Why don't you actually publish a Ws/GB number, i.e. write a few Gigs and then measure the energy consumed to do that? That would be very meaningful AFAICT.
(As a second step, could could also do a mix, by having a bench run for 60s, writing a fixed amount of data and then comparing energy consumption -- faster drives will be longer in idle than slower ones ... that would also be meaningful, but that's maybe a second step. Or you measure the energy consumed in your AS bench, assuming that it transfers a fixed amount of data as opposed to running for a fixed amount of time ...)
Nihil688 - Thursday, April 7, 2011 - link
Hello all,I am kinda new to all this and since I am about to get a new 6GB/s Sata3 system I need to ask this
The main two SSDs that I am considering are the Micron's C400 or the OCZ Vertex3 120' version.
I can see that their sequential speeds in both write and read are completely different with V3 winning
but their Random IOPSs (always comparing the 120GB V3 and the 128GB C400) differ with C400 winning in reads and V3 winning with big difference in writes.
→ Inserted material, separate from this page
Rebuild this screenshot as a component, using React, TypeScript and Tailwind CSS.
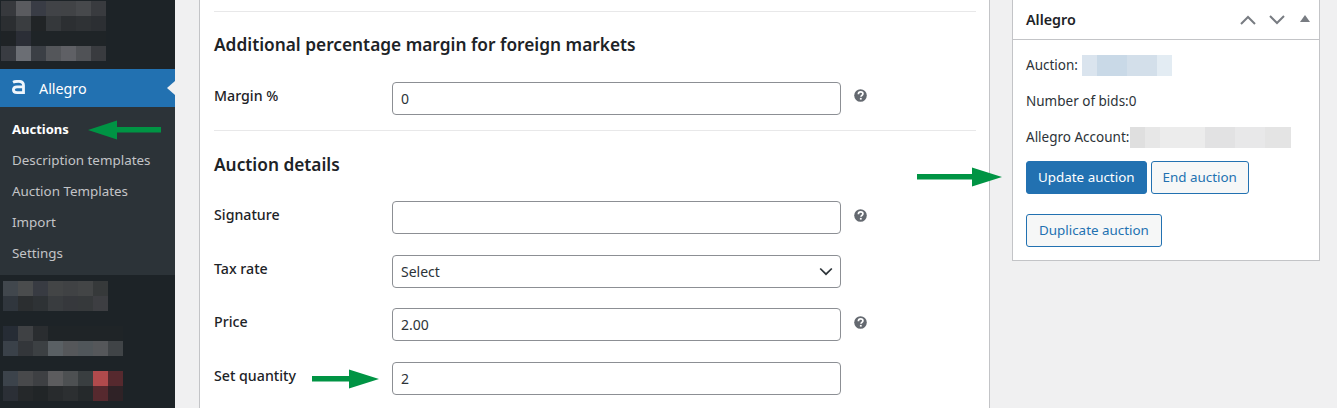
import React from "react";

function Pixels({ rows, className }: { rows: string[][]; className?: string }) {
  return (
    <div className={"flex flex-col " + (className ?? "")}>
      {rows.map((r, i) => (
        <div key={i} className="flex h-[15px]">
          {r.map((c, j) => (
            <div key={j} className="w-[15px] h-[15px]" style={{ background: c }} />
          ))}
        </div>
      ))}
    </div>
  );
}

const topRows = [
  ["#37393d", "#5a5b5f", "#393c45", "#414347", "#414346", "#47494c", "#393b3f"],
  ["#2b2e31", "#3a3d40", "#212426", "#35383b", "#2c2f32", "#2f3235", "#2c2f33"],
  ["#1f2326", "#2b2e36", "#1f2427", "#1f2427", "#1f2427", "#1f2427", "#1f2427"],
  ["#393c42", "#6b6e74", "#3b3f45", "#54565a", "#5f6065", "#505256", "#393b3f"],
];
const blobA = [
  ["#41474d", "#4a4c4d", "#383b42", "#434546", "#404244", "#434546", "#36393a"],
  ["#30363d", "#2b2e30", "#2e3235", "#393c3f", "#36383c", "#36393b", "#3d3e42"],
];
const blobB = [
  ["#262c35", "#3f4144", "#2a2d30", "#1f2427", "#1f2427", "#1f2427", "#1f2427", "#1f2427"],
  ["#3a4149", "#33363a", "#3c4043", "#5a6064", "#55575a", "#50565a", "#55575a", "#404447"],
];
const blobC = [
  ["#3c434b", "#48494b", "#3e4043", "#5c5c5e", "#4d5052", "#393e40", "#b14a4c", "#56292e"],
  ["#2b2f36", "#25282a", "#212527", "#282b2d", "#2c2f31", "#25292b", "#56292e", "#2f2226"],
];

function Help() {
  return (
    <svg width="14" height="14" viewBox="0 0 14 14" className="shrink-0">
      <circle cx="6.5" cy="6.5" r="6.3" fill="#646970" />
      <path d="M4.4 5.2c0-1.5 1.1-2.3 2.3-2.3 1.3 0 2.2.8 2.2 1.9 0 1.5-1.9 1.6-1.9 3" fill="none" stroke="#fff" strokeWidth="1.7" />
      <rect x="5.9" y="8.9" width="1.8" height="1.7" fill="#fff" />
    </svg>
  );
}

function Arrow({ className, width, flip }: { className: string; width: number; flip?: boolean }) {
  return (
    <svg width={width} height="20" viewBox={`0 0 ${width} 20`} className={"absolute " + className}>
      {flip ? (
        <path d={`M0 10L29 0.5V19.5Z M29 7H${width}V12.5H29Z`} fill="#009444" />
      ) : (
        <path d={`M${width} 10L${width - 30} 0.5V19.5Z M${width - 30} 7H0V12.5H${width - 30}Z`} fill="#009444" />
      )}
    </svg>
  );
}

function Row({ label, value, help, select, mt, helpMt }: { label: string; value?: string; help?: boolean; select?: boolean; mt: string; helpMt?: string }) {
  return (
    <div className={"flex items-start " + mt}>
      <div className="w-[178px] font-medium text-[14.2px] leading-[20px] pt-[4px] text-[#1d2327]">{label}</div>
      <div className="w-[449px] h-[33px] rounded-[4px] border border-[#8c8f94] bg-white flex items-center justify-between pl-[8px] pr-[7px] text-[14px] text-[#2c3338]">
        <span>{value}</span>
        {select && (
          <svg width="14" height="9" viewBox="0 0 14 9">
            <path d="M1.2 1.5L7 7.2L12.8 1.5" fill="none" stroke="#2c3338" strokeWidth="1.7" />
          </svg>
        )}
      </div>
      {help && <div className={"ml-[13px] " + (helpMt ?? "mt-[8px]")}><Help /></div>}
    </div>
  );
}

function Btn({ children, primary, wide }: { children: React.ReactNode; primary?: boolean; wide?: boolean }) {
  return (
    <div
      className={
        "h-[33px] rounded-[3px] border border-[#2271b1] flex items-center text-[13.4px] " +
        (wide ? "px-[12px] " : "px-[11px] ") +
        (primary ? "bg-[#2271b1] text-white" : "bg-[#f6f7f7] text-[#2271b1]")
      }
    >
      {children}
    </div>
  );
}

export default function App() {
  return (
    <div className="relative flex w-[1337px] h-[408px] overflow-hidden bg-[#f0f0f1] font-['Noto_Sans','Open_Sans',sans-serif] text-[#2c3338]">
      <aside className="w-[175px] shrink-0 bg-[#1d2327] flex flex-col">
        <Pixels rows={topRows} className="mt-[1px] ml-[1px]" />
        <div className="relative mt-[8px] h-[38px] bg-[#2271b1] flex items-center text-white text-[14.3px]">
          <svg width="16" height="14" viewBox="0 0 16 14" className="ml-[11px] mb-[2px]">
            <path d="M2 2.2C3.5 1.5 5.5 1.3 7.5 1.3c3.4 0 5 1 5 4V14M12.5 6.8H6C3.5 6.8 2.4 7.9 2.4 9.8 2.4 11.7 3.8 12.6 6 12.6H12.5" fill="none" stroke="#f0f6fc" strokeWidth="2.8" />
          </svg>
          <span className="ml-[12px] pt-[1px]">Allegro</span>
          <div className="absolute right-0 top-[12px] w-0 h-0 border-y-[7px] border-y-transparent border-r-[8px] border-r-[#f0f0f1]" />
        </div>
        <div className="h-[168px] bg-[#2c3338] pt-[7px] pl-[12px] flex flex-col text-[13.4px] text-[#c3c4c7]">
          <div className="h-[31px] flex items-center font-bold text-white text-[13px]">Auctions</div>
          <div className="h-[31px] flex items-center">Description templates</div>
          <div className="h-[31px] flex items-center">Auction Templates</div>
          <div className="h-[31px] flex items-center">Import</div>
          <div className="h-[31px] flex items-center">Settings</div>
        </div>
        <Pixels rows={blobA} className="mt-[6px] ml-[3px]" />
        <Pixels rows={blobB} className="mt-[15px] ml-[3px]" />
        <Pixels rows={blobC} className="mt-[15px] ml-[3px]" />
      </aside>

      <main className="ml-[24px] w-[791px] h-[430px] shrink-0 border-x border-[#c3c4c7] bg-white pl-[14px] pr-[13px]">
        <div className="mt-[11px] border-t border-[#e8e8e9] pt-[21px]">
          <h2 className="text-[17.3px] leading-[24px] font-semibold text-[#1d2327]">Additional percentage margin for foreign markets</h2>
          <Row label="Margin %" value="0" help helpMt="mt-[7px]" mt="mt-[25px]" />
        </div>
        <div className="mt-[15px] border-t border-[#e8e8e9] pt-[22px]">
          <h2 className="text-[17.3px] leading-[24px] font-semibold text-[#1d2327]">Auction details</h2>
          <Row label="Signature" help mt="mt-[24px]" />
          <Row label="Tax rate" value="Select" select mt="mt-[21px]" />
          <Row label="Price" value="2.00" help mt="mt-[20px]" />
          <Row label="Set quantity" value="2" mt="mt-[21px]" />
        </div>
      </main>

      <section className="ml-[22px] w-[308px] h-[261px] shrink-0 border border-t-0 border-[#c3c4c7] bg-white">
        <div className="h-[40px] border-b border-[#c3c4c7] flex items-center pl-[13px] pr-[9px]">
          <span className="font-semibold text-[14.3px] text-[#1d2327]">Allegro</span>
          <div className="ml-auto flex items-center">
            <svg width="16" height="10" viewBox="0 0 16 10"><path d="M1 9L8 2L15 9" fill="none" stroke="#787c82" strokeWidth="2" /></svg>
            <svg width="16" height="10" viewBox="0 0 16 10" className="ml-[13px]"><path d="M1 1L8 8L15 1" fill="none" stroke="#787c82" strokeWidth="2" /></svg>
            <svg width="10" height="7" viewBox="0 0 10 7" className="ml-[15px] mb-[3px]"><path d="M5 0L10 7H0Z" fill="#787c82" /></svg>
          </div>
        </div>
        <div className="pl-[13px] pt-[15px] text-[13.5px] text-[#2c3338]">
          <div className="flex items-center h-[21px]">
            <span>Auction:</span>
            <div className="ml-[4px] flex h-[21px]">
              <div className="w-[15px] bg-[#dae4ee]" />
              <div className="w-[30px] bg-[#c9d9e7]" />
              <div className="w-[30px] bg-[#d3dfea]" />
              <div className="w-[15px] bg-[#e3ecf3]" />
            </div>
          </div>
          <div className="mt-[15px] h-[21px] flex items-center">Number of bids:0</div>
          <div className="mt-[15px] flex items-center h-[21px]">
            <span>Allegro Account:</span>
            <div className="ml-[1px] flex h-[21px]">
              <div className="w-[15px] bg-[#dfdfdf]" />
              <div className="w-[15px] bg-[#e7e7e7]" />
              <div className="w-[45px] bg-[#ececec]" />
              <div className="w-[30px] bg-[#e2e2e3]" />
              <div className="w-[30px] bg-[#e8e8e9]" />
              <div className="w-[26px] bg-[#e4e4e4]" />
            </div>
          </div>
          <div className="mt-[13px] flex gap-[4px]">
            <Btn primary>Update auction</Btn>
            <Btn>End auction</Btn>
          </div>
          <div className="mt-[20px] flex">
            <Btn wide>Duplicate auction</Btn>
          </div>
        </div>
      </section>

      <Arrow className="left-[88px] top-[120px]" width={73} flip />
      <Arrow className="left-[917px] top-[167px]" width={85} />
      <Arrow className="left-[312px] top-[369px]" width={67} />
    </div>
  );
}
I must say I am planning to install my windows 7 OS in this new SSD I am getting and what I would
consider doing is the following:
-Compiling
-Installing 1 game at a time, playing, erasing, redo
-Maybe Adobe work: Photoshop etc
So I have other hard drives to store stuff but the SSD would make my work and gaming quite faster.
The question is, C400 gives 40K of read which is more important for an OS whilst V3 gives better overall stats and is only lacking in random reads. What would be more important for me? Thanks!
PaulD55 - Thursday, April 7, 2011 - link
Connected my 120 Gig Vertex 3 ( purchased from New Egg) , booted and saw that it was not recognized by the BIOS, I then noticed the drive was flashing red and green. Contacted OCZ and was told the drive was faulty and should be returned. New Egg claims they have no idea when these will be back in stock.